MATERIAL FOR THE TASK:
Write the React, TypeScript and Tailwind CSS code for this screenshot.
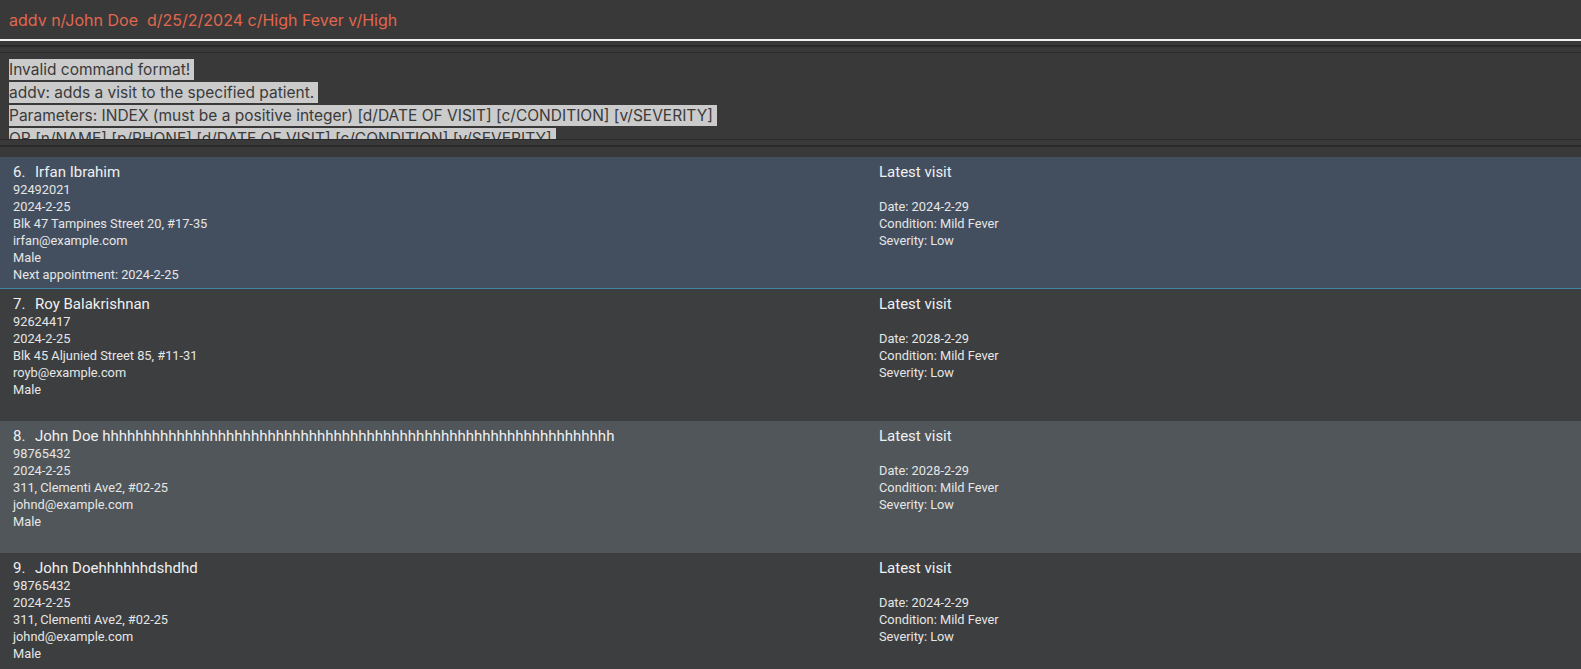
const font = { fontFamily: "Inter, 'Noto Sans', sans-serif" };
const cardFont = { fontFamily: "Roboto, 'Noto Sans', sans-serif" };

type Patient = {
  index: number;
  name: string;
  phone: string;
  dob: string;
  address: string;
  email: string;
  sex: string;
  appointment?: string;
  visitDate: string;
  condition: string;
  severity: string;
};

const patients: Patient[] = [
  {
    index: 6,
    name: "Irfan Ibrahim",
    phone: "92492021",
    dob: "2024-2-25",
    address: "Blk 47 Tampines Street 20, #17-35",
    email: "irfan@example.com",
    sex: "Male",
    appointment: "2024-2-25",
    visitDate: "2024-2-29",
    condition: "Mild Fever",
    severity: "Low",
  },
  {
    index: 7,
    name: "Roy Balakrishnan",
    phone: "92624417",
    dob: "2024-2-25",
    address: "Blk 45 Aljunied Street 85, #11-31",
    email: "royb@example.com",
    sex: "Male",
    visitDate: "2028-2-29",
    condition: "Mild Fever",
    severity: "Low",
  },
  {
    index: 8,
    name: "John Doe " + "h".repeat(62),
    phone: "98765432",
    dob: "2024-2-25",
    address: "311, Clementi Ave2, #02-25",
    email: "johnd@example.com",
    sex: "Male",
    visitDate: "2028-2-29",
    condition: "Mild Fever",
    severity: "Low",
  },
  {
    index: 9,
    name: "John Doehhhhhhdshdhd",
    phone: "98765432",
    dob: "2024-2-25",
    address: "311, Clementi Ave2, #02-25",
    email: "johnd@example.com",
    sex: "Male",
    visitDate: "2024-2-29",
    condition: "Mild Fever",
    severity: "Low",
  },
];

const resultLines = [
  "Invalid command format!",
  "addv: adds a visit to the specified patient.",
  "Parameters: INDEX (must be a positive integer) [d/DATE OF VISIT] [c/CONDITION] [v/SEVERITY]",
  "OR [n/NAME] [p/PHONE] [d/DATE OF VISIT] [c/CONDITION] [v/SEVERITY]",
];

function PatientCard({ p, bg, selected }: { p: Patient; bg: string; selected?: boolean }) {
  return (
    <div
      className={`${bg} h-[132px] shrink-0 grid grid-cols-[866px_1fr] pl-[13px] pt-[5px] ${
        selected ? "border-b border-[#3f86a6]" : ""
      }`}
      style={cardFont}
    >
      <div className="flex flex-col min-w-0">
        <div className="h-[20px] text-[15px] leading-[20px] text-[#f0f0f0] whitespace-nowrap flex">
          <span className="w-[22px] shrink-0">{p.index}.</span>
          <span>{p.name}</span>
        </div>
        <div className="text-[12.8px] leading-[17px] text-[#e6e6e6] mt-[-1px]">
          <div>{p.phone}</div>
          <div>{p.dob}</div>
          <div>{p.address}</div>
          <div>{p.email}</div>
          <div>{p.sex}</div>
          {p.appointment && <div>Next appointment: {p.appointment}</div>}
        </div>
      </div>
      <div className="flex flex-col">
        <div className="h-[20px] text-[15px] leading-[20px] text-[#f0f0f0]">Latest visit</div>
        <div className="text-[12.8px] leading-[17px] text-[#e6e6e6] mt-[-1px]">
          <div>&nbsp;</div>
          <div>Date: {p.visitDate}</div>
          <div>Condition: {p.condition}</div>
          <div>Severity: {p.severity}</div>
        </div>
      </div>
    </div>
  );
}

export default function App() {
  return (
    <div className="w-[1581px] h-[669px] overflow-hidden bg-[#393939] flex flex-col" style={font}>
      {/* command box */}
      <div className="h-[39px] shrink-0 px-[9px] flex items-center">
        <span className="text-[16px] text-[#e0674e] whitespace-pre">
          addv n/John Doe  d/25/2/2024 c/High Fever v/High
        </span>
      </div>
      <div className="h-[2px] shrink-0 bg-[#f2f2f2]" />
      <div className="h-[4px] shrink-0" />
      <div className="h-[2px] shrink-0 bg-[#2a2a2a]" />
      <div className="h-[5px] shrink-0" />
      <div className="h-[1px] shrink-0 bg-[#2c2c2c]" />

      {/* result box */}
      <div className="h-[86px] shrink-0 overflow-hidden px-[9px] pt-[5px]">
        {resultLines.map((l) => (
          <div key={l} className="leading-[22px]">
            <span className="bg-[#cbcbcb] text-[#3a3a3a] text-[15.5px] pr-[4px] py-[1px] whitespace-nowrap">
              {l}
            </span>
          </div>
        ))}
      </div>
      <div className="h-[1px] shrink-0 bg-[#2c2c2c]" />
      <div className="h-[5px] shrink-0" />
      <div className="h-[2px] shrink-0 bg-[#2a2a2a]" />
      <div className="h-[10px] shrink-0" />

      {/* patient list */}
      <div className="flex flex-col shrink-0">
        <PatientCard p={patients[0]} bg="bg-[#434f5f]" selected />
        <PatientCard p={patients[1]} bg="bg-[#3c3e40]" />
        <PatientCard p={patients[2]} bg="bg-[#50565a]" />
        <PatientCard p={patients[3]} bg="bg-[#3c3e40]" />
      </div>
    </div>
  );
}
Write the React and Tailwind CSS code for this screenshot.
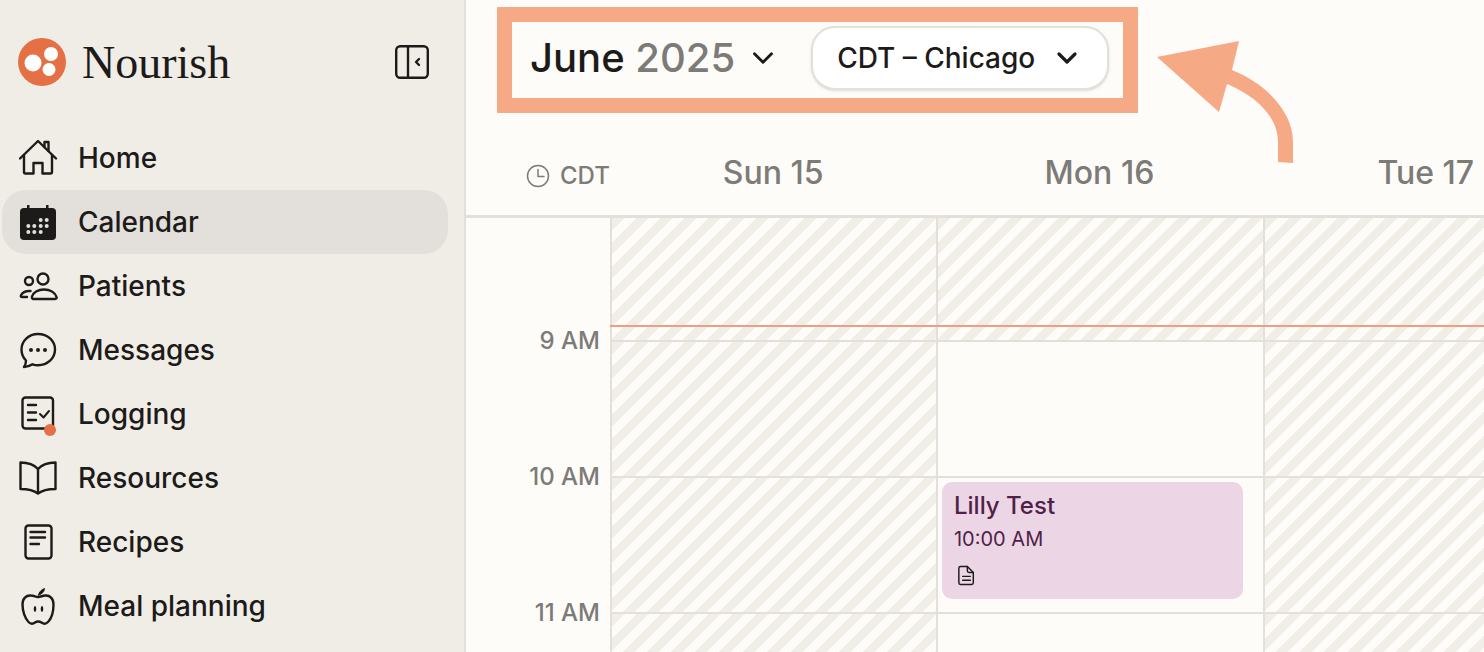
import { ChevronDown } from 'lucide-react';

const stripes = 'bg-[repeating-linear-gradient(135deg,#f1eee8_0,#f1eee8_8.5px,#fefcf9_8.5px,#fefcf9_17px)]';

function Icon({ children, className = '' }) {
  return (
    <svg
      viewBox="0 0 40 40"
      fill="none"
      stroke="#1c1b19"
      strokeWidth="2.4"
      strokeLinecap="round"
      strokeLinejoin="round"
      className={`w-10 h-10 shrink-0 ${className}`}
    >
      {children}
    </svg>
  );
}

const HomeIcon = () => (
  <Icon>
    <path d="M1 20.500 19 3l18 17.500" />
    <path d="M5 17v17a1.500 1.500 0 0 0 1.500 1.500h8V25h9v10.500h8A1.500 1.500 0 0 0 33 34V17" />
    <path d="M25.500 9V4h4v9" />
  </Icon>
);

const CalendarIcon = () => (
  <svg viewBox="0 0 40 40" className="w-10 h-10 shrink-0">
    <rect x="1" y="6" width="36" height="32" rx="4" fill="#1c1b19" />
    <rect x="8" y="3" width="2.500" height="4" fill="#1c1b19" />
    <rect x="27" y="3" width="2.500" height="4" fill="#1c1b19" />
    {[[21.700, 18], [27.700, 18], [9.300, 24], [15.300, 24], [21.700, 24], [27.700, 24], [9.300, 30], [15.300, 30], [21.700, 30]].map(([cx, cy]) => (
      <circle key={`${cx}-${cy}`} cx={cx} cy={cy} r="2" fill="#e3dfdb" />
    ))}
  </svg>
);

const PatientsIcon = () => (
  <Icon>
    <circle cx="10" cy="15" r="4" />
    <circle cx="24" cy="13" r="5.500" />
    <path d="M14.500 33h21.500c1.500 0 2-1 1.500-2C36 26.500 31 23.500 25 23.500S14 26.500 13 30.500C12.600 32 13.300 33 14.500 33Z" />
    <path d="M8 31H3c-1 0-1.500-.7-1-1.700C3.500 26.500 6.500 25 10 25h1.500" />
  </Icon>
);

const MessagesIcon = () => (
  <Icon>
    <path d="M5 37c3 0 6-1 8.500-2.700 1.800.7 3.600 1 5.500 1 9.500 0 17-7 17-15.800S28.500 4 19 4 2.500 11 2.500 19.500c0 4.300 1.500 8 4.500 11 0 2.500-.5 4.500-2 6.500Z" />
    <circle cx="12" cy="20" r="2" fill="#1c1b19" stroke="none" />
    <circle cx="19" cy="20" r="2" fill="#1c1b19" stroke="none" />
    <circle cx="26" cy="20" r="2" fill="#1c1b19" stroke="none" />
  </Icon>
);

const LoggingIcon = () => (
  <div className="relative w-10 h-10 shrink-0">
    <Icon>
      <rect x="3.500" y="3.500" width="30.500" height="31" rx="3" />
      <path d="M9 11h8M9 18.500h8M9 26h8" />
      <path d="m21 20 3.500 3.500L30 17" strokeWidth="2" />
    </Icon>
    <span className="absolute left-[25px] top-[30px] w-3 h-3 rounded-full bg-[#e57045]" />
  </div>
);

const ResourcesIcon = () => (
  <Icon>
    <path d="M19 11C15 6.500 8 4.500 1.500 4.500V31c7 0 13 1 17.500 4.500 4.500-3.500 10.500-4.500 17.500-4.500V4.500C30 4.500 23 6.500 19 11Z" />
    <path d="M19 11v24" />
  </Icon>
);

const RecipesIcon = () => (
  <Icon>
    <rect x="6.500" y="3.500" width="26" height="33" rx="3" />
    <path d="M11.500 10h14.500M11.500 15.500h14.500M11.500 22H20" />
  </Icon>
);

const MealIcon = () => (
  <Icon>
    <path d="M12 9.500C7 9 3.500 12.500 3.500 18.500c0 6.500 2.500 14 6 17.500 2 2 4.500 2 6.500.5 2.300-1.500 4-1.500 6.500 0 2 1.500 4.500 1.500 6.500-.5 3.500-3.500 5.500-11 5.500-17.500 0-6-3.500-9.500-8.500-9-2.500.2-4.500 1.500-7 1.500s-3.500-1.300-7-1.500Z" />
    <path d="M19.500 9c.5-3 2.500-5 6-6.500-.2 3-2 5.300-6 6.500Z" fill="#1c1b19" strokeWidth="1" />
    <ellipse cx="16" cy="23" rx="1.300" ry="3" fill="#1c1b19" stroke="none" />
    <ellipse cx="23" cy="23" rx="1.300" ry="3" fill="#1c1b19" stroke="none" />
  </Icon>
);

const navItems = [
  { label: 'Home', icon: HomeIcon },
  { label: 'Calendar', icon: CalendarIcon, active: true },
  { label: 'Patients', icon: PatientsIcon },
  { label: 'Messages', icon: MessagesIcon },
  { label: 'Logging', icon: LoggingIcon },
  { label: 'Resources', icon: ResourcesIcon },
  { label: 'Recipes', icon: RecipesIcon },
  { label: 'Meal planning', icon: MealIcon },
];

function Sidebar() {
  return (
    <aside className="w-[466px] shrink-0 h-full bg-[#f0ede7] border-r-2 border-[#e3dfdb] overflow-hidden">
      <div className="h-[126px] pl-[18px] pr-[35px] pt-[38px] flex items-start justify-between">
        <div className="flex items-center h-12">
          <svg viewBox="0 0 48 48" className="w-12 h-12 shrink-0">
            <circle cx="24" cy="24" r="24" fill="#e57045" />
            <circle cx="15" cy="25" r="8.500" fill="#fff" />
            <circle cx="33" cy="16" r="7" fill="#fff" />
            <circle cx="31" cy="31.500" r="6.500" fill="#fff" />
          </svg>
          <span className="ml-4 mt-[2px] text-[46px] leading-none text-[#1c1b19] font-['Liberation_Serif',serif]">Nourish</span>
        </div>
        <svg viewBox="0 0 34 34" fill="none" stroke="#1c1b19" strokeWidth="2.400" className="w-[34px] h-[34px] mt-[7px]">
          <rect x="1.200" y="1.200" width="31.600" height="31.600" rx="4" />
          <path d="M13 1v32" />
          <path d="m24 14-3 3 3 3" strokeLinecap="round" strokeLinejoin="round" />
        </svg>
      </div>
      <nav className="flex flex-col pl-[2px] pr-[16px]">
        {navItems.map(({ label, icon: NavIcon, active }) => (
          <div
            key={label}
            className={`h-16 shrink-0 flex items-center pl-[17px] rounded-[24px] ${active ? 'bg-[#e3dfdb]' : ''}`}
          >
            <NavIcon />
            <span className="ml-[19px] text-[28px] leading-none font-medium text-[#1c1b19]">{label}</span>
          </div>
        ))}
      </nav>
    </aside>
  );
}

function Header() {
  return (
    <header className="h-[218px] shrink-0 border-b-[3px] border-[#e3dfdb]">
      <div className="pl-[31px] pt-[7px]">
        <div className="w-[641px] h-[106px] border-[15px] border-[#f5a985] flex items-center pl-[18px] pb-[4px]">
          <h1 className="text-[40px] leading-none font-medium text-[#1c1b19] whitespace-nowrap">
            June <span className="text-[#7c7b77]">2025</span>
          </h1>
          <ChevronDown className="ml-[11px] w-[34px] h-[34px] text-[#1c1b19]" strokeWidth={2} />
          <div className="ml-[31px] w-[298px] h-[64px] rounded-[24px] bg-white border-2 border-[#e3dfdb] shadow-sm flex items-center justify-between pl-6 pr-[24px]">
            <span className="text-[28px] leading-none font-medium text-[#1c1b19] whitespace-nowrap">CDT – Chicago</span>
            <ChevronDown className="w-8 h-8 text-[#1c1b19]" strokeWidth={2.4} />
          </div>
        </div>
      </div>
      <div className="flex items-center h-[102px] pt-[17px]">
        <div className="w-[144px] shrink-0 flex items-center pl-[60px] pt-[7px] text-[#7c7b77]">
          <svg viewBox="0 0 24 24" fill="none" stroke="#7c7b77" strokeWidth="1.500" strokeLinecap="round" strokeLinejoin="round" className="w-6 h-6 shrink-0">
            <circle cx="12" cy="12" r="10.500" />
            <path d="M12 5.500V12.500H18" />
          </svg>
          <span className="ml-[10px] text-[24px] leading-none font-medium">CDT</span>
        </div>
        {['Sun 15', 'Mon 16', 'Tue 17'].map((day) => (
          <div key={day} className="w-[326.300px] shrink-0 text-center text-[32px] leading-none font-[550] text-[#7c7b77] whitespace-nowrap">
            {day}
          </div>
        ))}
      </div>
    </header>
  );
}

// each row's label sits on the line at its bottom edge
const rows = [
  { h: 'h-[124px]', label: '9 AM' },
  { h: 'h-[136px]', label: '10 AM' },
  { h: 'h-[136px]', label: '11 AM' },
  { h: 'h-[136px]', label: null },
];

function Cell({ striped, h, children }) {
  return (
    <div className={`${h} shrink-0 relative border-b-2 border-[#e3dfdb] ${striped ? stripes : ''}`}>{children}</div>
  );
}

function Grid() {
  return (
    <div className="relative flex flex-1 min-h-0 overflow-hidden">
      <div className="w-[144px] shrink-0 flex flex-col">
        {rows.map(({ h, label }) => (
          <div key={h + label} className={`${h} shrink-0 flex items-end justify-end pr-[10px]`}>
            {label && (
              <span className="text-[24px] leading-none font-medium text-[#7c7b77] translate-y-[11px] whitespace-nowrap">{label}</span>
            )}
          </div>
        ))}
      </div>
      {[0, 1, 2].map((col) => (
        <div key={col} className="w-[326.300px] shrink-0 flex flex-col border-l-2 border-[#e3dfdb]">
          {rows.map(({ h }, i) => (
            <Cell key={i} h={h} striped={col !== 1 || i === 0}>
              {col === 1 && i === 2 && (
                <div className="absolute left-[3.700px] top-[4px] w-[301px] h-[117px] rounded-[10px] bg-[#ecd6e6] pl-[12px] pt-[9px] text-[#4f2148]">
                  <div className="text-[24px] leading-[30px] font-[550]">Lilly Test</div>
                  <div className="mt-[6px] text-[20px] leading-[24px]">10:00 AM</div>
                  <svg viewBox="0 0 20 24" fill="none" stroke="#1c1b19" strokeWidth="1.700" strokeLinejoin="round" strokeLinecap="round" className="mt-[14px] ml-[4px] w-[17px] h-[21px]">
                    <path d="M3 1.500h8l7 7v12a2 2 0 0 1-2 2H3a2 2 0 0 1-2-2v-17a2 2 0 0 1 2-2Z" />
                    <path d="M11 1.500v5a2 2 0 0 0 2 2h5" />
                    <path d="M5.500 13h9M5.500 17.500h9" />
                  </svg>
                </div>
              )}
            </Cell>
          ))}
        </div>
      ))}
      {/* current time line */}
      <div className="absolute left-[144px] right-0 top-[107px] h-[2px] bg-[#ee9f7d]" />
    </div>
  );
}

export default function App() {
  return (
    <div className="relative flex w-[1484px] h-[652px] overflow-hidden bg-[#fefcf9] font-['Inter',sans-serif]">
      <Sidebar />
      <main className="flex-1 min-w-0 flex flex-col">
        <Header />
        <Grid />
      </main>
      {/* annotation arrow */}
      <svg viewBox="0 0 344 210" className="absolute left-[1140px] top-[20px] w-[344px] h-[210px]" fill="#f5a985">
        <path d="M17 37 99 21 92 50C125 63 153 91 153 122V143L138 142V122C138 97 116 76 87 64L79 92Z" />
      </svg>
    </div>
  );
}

WHAT IS NEEDED:
Gather from the entries above all lines that include the string "this".

REPLY:
Write the React, TypeScript and Tailwind CSS code for this screenshot.
Write the React and Tailwind CSS code for this screenshot.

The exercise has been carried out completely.